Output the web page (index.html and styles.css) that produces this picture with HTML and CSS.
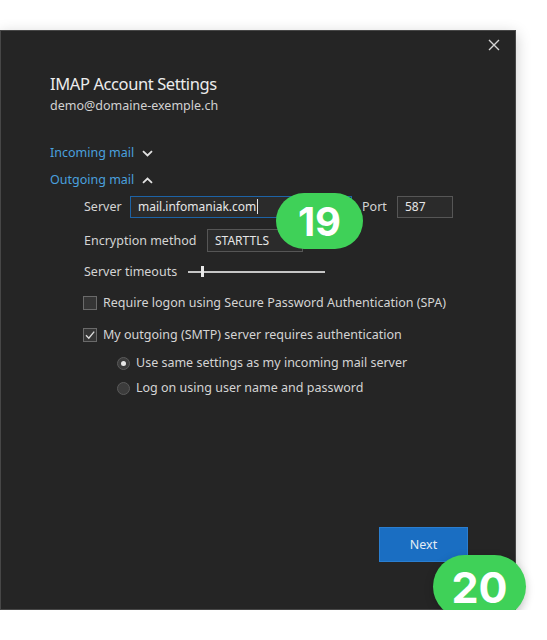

--

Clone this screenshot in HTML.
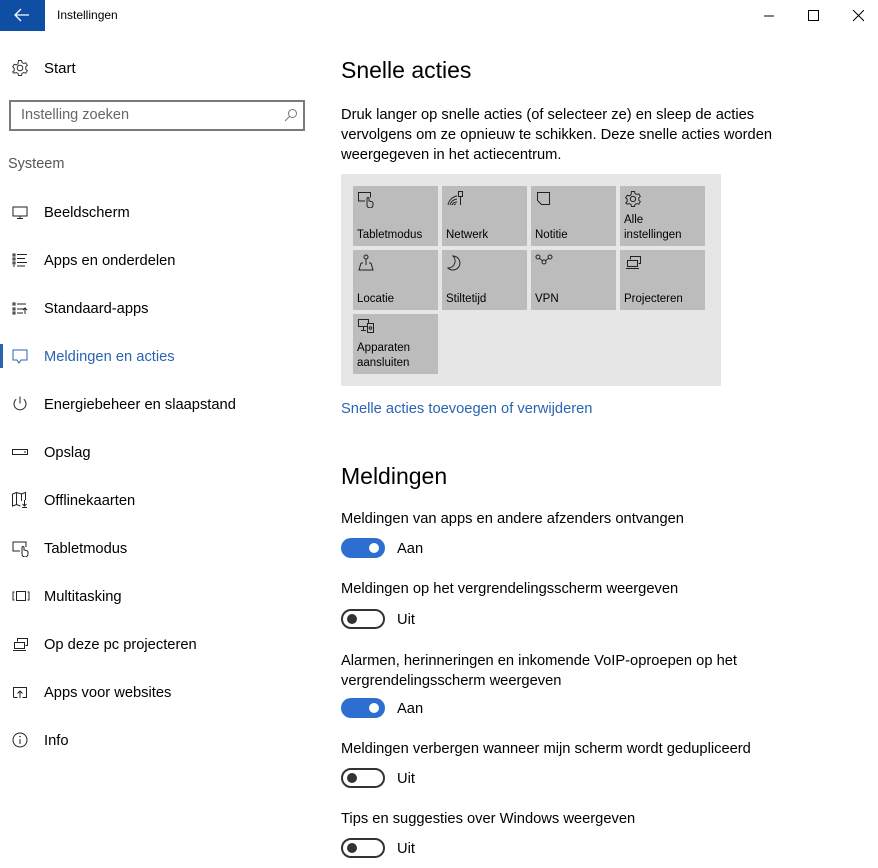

* * *

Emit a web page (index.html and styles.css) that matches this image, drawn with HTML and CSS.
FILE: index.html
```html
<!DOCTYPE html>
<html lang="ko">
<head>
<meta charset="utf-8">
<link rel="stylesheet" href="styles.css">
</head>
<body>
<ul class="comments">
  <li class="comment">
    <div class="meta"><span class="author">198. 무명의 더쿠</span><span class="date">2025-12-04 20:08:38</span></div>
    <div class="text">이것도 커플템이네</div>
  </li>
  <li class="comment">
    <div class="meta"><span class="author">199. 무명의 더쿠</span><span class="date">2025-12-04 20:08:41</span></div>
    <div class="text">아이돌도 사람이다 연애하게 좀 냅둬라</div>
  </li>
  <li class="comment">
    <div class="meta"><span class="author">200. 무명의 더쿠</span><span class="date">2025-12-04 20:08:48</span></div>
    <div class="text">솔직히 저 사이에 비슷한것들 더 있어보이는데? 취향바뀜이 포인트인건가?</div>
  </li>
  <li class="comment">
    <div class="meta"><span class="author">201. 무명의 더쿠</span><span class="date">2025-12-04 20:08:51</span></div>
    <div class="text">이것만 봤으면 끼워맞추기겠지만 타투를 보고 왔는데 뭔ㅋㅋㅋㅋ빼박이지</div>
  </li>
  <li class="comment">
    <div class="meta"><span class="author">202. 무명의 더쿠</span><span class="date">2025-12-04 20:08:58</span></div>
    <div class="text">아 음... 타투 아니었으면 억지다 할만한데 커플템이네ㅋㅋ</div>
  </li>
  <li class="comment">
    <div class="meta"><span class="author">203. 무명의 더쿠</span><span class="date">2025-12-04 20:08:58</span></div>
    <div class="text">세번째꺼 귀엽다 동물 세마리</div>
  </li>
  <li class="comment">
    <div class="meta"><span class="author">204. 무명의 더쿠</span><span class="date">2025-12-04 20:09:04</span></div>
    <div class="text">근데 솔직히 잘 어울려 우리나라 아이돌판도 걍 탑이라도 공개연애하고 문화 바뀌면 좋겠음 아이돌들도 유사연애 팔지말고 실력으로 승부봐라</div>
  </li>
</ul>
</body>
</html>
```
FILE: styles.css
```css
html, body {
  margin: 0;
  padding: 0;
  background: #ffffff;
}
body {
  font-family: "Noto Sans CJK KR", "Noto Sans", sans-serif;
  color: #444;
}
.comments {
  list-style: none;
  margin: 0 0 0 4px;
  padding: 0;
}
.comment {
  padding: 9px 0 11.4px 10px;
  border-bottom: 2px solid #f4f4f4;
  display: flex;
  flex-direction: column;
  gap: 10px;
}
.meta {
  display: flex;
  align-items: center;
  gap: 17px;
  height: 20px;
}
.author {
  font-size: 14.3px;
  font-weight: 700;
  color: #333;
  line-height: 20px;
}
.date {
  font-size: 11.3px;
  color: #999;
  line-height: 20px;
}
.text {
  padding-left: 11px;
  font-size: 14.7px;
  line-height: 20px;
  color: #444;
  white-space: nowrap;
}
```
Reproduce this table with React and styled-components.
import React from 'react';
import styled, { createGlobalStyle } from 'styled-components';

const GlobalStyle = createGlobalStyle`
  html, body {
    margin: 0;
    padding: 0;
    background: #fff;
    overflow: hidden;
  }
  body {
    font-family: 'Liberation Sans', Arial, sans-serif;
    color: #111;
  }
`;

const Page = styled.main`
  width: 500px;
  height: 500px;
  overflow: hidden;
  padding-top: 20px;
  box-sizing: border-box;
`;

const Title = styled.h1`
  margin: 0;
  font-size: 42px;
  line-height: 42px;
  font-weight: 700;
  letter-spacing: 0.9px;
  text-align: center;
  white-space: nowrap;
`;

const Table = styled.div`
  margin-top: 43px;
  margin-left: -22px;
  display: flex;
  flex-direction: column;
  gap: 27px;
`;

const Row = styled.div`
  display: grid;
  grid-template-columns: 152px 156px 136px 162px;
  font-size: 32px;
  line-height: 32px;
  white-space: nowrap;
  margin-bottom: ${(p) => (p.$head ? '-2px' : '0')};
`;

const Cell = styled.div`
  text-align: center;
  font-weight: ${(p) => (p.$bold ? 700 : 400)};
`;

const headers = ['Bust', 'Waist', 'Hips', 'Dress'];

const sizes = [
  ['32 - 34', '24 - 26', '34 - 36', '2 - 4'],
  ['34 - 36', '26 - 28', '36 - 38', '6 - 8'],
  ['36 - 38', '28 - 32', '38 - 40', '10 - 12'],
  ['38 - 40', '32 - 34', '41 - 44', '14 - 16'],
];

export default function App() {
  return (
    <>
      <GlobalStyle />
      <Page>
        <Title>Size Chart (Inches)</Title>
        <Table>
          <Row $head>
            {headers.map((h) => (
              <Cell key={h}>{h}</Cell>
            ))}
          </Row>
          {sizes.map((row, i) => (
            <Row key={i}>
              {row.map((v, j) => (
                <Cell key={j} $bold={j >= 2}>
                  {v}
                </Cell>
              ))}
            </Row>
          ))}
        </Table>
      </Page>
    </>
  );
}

> _WRITTEN EXERCISE_
Say how many lines hold the word "this", giving the number and nothing else.

> _FULL OUTPUT_
4